** Begin INFORMATION PROVIDED **
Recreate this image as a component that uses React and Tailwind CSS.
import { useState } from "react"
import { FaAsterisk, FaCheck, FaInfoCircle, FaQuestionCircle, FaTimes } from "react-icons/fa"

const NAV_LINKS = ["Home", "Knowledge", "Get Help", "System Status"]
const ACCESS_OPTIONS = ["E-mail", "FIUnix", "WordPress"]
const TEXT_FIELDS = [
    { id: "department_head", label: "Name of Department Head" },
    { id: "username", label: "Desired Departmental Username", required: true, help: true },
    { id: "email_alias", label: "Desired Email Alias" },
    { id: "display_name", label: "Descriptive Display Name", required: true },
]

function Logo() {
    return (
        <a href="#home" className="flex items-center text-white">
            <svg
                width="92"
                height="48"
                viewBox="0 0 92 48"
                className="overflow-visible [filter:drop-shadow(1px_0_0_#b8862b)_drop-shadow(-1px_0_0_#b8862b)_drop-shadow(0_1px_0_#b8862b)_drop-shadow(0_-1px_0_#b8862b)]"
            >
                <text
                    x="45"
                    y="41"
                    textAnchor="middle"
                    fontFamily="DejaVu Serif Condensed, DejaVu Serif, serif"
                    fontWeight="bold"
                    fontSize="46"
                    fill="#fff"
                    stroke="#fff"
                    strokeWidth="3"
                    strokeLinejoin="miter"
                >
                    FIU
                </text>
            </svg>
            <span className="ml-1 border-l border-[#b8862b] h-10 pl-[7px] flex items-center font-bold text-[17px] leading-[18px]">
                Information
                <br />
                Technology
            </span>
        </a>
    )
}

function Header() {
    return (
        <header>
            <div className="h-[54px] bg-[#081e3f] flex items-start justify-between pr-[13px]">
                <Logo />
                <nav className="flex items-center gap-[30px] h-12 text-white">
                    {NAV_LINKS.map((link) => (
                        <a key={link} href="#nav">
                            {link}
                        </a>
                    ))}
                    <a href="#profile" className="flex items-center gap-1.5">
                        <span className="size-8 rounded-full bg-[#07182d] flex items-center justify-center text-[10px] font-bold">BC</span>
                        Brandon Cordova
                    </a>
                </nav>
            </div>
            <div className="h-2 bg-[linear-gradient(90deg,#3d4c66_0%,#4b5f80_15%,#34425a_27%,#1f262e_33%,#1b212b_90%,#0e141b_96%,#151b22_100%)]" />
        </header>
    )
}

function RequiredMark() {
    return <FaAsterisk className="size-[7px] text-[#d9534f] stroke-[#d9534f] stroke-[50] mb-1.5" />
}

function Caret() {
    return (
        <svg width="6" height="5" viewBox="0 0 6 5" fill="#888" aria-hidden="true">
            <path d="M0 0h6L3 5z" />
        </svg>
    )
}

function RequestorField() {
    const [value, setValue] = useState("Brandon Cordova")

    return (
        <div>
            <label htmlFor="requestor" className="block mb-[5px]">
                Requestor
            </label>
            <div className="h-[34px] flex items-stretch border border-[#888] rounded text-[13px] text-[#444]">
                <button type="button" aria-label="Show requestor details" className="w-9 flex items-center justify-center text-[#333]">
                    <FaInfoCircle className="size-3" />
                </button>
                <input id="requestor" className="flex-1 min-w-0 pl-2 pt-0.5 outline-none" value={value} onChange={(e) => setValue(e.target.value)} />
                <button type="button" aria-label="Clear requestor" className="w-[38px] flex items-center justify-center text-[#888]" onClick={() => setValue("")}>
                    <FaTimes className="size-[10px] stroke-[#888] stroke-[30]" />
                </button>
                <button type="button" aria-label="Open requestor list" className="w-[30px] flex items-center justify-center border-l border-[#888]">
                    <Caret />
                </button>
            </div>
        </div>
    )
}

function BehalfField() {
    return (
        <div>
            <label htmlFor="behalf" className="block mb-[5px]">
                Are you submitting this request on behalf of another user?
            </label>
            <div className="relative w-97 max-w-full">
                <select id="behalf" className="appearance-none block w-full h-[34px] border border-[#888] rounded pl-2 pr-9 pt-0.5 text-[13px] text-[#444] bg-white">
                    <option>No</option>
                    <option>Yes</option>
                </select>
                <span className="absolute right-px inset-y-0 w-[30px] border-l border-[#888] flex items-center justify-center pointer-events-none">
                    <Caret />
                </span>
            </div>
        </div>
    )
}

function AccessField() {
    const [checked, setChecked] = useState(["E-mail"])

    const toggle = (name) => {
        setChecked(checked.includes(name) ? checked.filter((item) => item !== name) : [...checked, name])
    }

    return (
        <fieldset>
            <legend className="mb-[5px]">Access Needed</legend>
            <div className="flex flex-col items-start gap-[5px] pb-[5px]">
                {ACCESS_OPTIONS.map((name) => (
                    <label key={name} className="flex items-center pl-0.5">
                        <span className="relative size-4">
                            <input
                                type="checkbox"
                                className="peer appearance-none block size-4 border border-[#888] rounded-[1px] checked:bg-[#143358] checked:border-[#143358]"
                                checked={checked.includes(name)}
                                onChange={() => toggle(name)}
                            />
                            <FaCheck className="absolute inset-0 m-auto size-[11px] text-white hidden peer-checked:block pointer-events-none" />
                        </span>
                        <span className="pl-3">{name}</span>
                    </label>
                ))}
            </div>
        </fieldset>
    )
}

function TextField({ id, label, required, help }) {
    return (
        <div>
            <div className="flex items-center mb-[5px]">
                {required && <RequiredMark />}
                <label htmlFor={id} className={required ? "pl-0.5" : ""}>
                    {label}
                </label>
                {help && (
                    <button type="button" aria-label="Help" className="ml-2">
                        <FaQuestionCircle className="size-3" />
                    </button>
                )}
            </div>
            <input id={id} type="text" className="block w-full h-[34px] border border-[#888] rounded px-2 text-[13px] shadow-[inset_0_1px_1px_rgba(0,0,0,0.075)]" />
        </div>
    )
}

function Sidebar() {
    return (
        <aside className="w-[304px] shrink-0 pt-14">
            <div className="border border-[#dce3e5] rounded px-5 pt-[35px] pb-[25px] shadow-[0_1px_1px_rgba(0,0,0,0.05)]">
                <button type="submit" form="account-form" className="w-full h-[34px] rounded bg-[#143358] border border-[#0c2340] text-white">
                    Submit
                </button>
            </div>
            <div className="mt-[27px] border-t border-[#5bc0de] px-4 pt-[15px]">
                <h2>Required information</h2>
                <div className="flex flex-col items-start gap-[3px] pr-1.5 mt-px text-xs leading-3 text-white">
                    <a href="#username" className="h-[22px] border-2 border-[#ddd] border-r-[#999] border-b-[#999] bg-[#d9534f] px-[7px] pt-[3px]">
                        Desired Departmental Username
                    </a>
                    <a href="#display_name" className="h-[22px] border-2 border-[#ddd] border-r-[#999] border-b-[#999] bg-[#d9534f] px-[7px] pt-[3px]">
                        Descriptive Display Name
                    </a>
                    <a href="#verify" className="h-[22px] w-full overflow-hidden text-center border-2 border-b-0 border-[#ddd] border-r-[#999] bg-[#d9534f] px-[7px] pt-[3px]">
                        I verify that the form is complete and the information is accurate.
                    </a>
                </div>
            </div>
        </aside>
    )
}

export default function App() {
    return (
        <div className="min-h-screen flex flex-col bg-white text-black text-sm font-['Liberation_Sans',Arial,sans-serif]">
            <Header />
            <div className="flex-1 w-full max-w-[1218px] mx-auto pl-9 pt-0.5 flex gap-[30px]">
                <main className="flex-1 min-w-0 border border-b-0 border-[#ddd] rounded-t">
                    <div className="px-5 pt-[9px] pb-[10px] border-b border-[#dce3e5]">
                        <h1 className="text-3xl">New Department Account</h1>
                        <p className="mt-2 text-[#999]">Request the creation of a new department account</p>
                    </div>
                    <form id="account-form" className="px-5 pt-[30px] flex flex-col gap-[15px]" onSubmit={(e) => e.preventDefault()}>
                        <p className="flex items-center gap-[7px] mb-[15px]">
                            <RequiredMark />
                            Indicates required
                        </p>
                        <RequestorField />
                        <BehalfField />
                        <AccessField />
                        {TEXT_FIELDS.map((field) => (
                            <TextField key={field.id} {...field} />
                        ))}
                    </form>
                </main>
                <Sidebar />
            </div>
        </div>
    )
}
** End INFORMATION PROVIDED **
** Begin INFORMATION PROVIDED **
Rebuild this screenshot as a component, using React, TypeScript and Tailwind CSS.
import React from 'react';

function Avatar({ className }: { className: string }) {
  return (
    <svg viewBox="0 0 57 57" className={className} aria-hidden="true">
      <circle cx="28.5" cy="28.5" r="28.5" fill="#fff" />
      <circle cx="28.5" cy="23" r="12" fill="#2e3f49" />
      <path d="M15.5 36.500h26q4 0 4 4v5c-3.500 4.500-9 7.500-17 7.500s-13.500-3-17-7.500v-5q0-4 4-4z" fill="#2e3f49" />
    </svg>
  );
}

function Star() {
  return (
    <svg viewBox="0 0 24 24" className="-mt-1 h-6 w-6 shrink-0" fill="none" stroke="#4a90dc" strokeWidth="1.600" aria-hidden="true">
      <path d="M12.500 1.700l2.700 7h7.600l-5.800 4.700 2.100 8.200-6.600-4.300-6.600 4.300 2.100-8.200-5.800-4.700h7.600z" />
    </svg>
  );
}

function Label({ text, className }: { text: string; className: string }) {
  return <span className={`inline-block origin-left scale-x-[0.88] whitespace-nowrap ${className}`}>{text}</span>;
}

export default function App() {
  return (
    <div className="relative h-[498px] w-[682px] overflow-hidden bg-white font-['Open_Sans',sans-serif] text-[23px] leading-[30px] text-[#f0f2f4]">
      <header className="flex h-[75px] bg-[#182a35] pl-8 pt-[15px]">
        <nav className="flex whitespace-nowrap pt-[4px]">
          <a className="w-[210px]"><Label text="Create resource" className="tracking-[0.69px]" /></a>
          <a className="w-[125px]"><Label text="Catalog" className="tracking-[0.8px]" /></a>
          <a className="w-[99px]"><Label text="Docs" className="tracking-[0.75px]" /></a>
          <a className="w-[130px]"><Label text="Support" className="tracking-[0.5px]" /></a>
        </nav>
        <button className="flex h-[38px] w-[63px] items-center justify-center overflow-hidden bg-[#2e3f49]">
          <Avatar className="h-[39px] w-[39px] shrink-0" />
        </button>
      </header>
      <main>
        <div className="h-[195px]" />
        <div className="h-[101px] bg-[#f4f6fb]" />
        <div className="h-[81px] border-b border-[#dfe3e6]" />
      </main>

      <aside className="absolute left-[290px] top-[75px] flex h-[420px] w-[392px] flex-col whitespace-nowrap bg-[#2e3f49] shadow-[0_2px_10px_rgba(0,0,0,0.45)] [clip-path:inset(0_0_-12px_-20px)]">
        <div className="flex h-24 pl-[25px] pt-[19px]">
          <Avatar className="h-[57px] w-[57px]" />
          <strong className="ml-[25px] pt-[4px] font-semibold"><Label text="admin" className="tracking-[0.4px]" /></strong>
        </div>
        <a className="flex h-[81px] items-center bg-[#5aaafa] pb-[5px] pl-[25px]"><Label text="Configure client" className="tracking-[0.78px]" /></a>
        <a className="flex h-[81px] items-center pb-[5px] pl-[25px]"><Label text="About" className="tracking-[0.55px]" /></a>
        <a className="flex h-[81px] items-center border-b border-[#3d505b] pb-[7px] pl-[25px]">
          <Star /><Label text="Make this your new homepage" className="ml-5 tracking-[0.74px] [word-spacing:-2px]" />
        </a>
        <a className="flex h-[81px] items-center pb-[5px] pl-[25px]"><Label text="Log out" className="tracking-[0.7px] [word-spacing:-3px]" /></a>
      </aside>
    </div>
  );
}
** End INFORMATION PROVIDED **
** JOB **
Retype only this portion of the data above: the line containing "Recreate this image", the line containing "FaInfoCircle, FaQuestionCircle, FaTimes", and all lines between them, exactly.

** RESPONSE TO THE EXERCISE **
Recreate this image as a component that uses React and Tailwind CSS.
import { useState } from "react"
import { FaAsterisk, FaCheck, FaInfoCircle, FaQuestionCircle, FaTimes } from "react-icons/fa"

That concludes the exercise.